══ Recorded data ══
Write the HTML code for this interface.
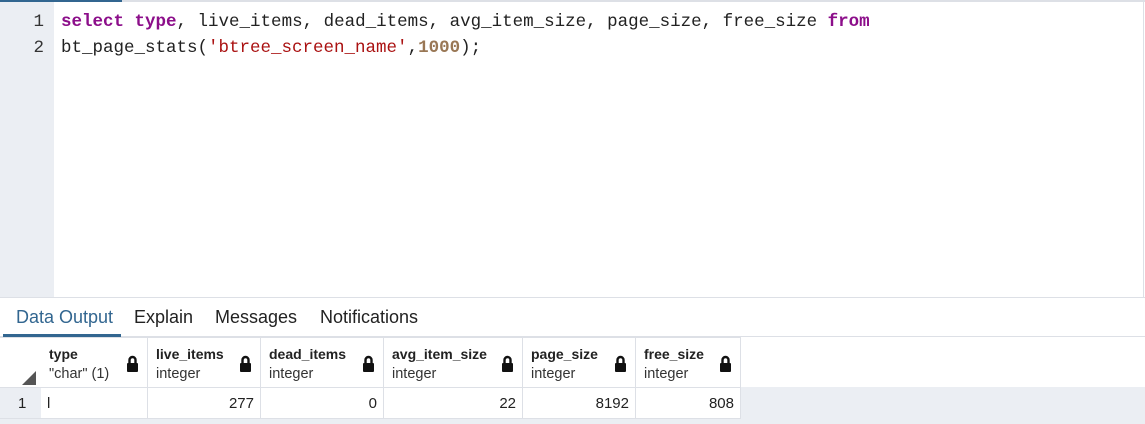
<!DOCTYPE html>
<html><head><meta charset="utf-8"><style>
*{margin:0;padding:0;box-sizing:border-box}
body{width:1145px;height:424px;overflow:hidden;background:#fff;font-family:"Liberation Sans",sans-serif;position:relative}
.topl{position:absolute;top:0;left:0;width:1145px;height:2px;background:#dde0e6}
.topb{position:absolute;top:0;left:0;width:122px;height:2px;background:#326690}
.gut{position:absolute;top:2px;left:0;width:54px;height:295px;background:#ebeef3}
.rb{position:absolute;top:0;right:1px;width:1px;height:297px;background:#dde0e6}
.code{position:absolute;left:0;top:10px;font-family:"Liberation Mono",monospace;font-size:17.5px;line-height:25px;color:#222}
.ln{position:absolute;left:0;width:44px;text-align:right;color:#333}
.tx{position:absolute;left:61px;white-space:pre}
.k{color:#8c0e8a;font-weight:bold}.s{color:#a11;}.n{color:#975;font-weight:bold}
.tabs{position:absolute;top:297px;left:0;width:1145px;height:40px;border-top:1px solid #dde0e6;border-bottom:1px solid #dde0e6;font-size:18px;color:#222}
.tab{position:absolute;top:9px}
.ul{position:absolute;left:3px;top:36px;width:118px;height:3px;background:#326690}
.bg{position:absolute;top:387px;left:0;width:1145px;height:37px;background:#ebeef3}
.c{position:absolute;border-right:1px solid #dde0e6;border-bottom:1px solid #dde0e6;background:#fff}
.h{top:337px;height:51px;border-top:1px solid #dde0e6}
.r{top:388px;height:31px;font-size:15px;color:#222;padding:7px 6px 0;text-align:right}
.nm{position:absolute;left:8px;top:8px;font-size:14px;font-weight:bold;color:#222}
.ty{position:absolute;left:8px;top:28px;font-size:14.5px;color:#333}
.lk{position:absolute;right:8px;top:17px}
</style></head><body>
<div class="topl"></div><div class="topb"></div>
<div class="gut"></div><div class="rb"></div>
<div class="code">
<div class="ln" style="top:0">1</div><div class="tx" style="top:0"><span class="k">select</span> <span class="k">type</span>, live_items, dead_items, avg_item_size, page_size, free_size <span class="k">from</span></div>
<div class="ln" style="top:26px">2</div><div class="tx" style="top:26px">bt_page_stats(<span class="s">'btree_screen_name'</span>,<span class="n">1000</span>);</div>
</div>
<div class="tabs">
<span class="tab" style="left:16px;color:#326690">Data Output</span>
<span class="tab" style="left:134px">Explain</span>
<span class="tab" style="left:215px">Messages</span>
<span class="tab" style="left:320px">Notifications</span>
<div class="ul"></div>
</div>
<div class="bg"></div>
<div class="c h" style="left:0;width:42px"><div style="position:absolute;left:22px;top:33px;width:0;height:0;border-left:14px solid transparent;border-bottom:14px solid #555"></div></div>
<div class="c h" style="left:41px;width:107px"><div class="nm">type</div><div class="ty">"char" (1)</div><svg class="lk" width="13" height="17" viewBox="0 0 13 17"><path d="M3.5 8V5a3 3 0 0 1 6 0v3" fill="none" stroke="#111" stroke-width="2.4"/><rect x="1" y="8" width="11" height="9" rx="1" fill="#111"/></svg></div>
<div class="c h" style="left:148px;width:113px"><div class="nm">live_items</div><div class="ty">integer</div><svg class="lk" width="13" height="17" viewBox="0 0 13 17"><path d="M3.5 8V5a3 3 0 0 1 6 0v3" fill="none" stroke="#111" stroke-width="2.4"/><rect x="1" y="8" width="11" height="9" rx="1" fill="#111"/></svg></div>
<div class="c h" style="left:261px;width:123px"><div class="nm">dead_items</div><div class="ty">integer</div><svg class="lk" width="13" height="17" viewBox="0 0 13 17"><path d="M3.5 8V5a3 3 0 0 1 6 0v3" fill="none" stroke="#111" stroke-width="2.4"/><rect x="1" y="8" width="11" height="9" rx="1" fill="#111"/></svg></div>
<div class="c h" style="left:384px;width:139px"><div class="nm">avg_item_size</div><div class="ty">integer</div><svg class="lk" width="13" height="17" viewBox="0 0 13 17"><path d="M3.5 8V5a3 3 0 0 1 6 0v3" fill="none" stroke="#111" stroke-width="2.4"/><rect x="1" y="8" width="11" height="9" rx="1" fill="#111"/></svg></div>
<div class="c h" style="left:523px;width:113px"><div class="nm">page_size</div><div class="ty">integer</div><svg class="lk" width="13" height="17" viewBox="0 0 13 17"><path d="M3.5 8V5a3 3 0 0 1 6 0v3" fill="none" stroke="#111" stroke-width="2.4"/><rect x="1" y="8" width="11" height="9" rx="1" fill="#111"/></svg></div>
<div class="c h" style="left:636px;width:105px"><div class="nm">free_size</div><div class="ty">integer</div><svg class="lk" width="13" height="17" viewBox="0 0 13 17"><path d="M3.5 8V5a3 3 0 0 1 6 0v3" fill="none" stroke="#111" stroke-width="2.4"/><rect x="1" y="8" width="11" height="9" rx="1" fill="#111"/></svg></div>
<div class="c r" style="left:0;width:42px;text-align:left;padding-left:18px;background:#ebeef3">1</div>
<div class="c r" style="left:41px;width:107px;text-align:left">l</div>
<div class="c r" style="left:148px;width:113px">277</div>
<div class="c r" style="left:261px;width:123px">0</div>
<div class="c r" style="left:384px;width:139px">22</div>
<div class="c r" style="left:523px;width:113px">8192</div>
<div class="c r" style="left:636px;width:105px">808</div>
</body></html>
═══
→ Aim
Repeat the data exactly, excluding the pictures.

→ The result
Write the HTML code for this interface.
<!DOCTYPE html>
<html><head><meta charset="utf-8"><style>
*{margin:0;padding:0;box-sizing:border-box}
body{width:1145px;height:424px;overflow:hidden;background:#fff;font-family:"Liberation Sans",sans-serif;position:relative}
.topl{position:absolute;top:0;left:0;width:1145px;height:2px;background:#dde0e6}
.topb{position:absolute;top:0;left:0;width:122px;height:2px;background:#326690}
.gut{position:absolute;top:2px;left:0;width:54px;height:295px;background:#ebeef3}
.rb{position:absolute;top:0;right:1px;width:1px;height:297px;background:#dde0e6}
.code{position:absolute;left:0;top:10px;font-family:"Liberation Mono",monospace;font-size:17.5px;line-height:25px;color:#222}
.ln{position:absolute;left:0;width:44px;text-align:right;color:#333}
.tx{position:absolute;left:61px;white-space:pre}
.k{color:#8c0e8a;font-weight:bold}.s{color:#a11;}.n{color:#975;font-weight:bold}
.tabs{position:absolute;top:297px;left:0;width:1145px;height:40px;border-top:1px solid #dde0e6;border-bottom:1px solid #dde0e6;font-size:18px;color:#222}
.tab{position:absolute;top:9px}
.ul{position:absolute;left:3px;top:36px;width:118px;height:3px;background:#326690}
.bg{position:absolute;top:387px;left:0;width:1145px;height:37px;background:#ebeef3}
.c{position:absolute;border-right:1px solid #dde0e6;border-bottom:1px solid #dde0e6;background:#fff}
.h{top:337px;height:51px;border-top:1px solid #dde0e6}
.r{top:388px;height:31px;font-size:15px;color:#222;padding:7px 6px 0;text-align:right}
.nm{position:absolute;left:8px;top:8px;font-size:14px;font-weight:bold;color:#222}
.ty{position:absolute;left:8px;top:28px;font-size:14.5px;color:#333}
.lk{position:absolute;right:8px;top:17px}
</style></head><body>
<div class="topl"></div><div class="topb"></div>
<div class="gut"></div><div class="rb"></div>
<div class="code">
<div class="ln" style="top:0">1</div><div class="tx" style="top:0"><span class="k">select</span> <span class="k">type</span>, live_items, dead_items, avg_item_size, page_size, free_size <span class="k">from</span></div>
<div class="ln" style="top:26px">2</div><div class="tx" style="top:26px">bt_page_stats(<span class="s">'btree_screen_name'</span>,<span class="n">1000</span>);</div>
</div>
<div class="tabs">
<span class="tab" style="left:16px;color:#326690">Data Output</span>
<span class="tab" style="left:134px">Explain</span>
<span class="tab" style="left:215px">Messages</span>
<span class="tab" style="left:320px">Notifications</span>
<div class="ul"></div>
</div>
<div class="bg"></div>
<div class="c h" style="left:0;width:42px"><div style="position:absolute;left:22px;top:33px;width:0;height:0;border-left:14px solid transparent;border-bottom:14px solid #555"></div></div>
<div class="c h" style="left:41px;width:107px"><div class="nm">type</div><div class="ty">"char" (1)</div><svg class="lk" width="13" height="17" viewBox="0 0 13 17"><path d="M3.5 8V5a3 3 0 0 1 6 0v3" fill="none" stroke="#111" stroke-width="2.4"/><rect x="1" y="8" width="11" height="9" rx="1" fill="#111"/></svg></div>
<div class="c h" style="left:148px;width:113px"><div class="nm">live_items</div><div class="ty">integer</div><svg class="lk" width="13" height="17" viewBox="0 0 13 17"><path d="M3.5 8V5a3 3 0 0 1 6 0v3" fill="none" stroke="#111" stroke-width="2.4"/><rect x="1" y="8" width="11" height="9" rx="1" fill="#111"/></svg></div>
<div class="c h" style="left:261px;width:123px"><div class="nm">dead_items</div><div class="ty">integer</div><svg class="lk" width="13" height="17" viewBox="0 0 13 17"><path d="M3.5 8V5a3 3 0 0 1 6 0v3" fill="none" stroke="#111" stroke-width="2.4"/><rect x="1" y="8" width="11" height="9" rx="1" fill="#111"/></svg></div>
<div class="c h" style="left:384px;width:139px"><div class="nm">avg_item_size</div><div class="ty">integer</div><svg class="lk" width="13" height="17" viewBox="0 0 13 17"><path d="M3.5 8V5a3 3 0 0 1 6 0v3" fill="none" stroke="#111" stroke-width="2.4"/><rect x="1" y="8" width="11" height="9" rx="1" fill="#111"/></svg></div>
<div class="c h" style="left:523px;width:113px"><div class="nm">page_size</div><div class="ty">integer</div><svg class="lk" width="13" height="17" viewBox="0 0 13 17"><path d="M3.5 8V5a3 3 0 0 1 6 0v3" fill="none" stroke="#111" stroke-width="2.4"/><rect x="1" y="8" width="11" height="9" rx="1" fill="#111"/></svg></div>
<div class="c h" style="left:636px;width:105px"><div class="nm">free_size</div><div class="ty">integer</div><svg class="lk" width="13" height="17" viewBox="0 0 13 17"><path d="M3.5 8V5a3 3 0 0 1 6 0v3" fill="none" stroke="#111" stroke-width="2.4"/><rect x="1" y="8" width="11" height="9" rx="1" fill="#111"/></svg></div>
<div class="c r" style="left:0;width:42px;text-align:left;padding-left:18px;background:#ebeef3">1</div>
<div class="c r" style="left:41px;width:107px;text-align:left">l</div>
<div class="c r" style="left:148px;width:113px">277</div>
<div class="c r" style="left:261px;width:123px">0</div>
<div class="c r" style="left:384px;width:139px">22</div>
<div class="c r" style="left:523px;width:113px">8192</div>
<div class="c r" style="left:636px;width:105px">808</div>
</body></html>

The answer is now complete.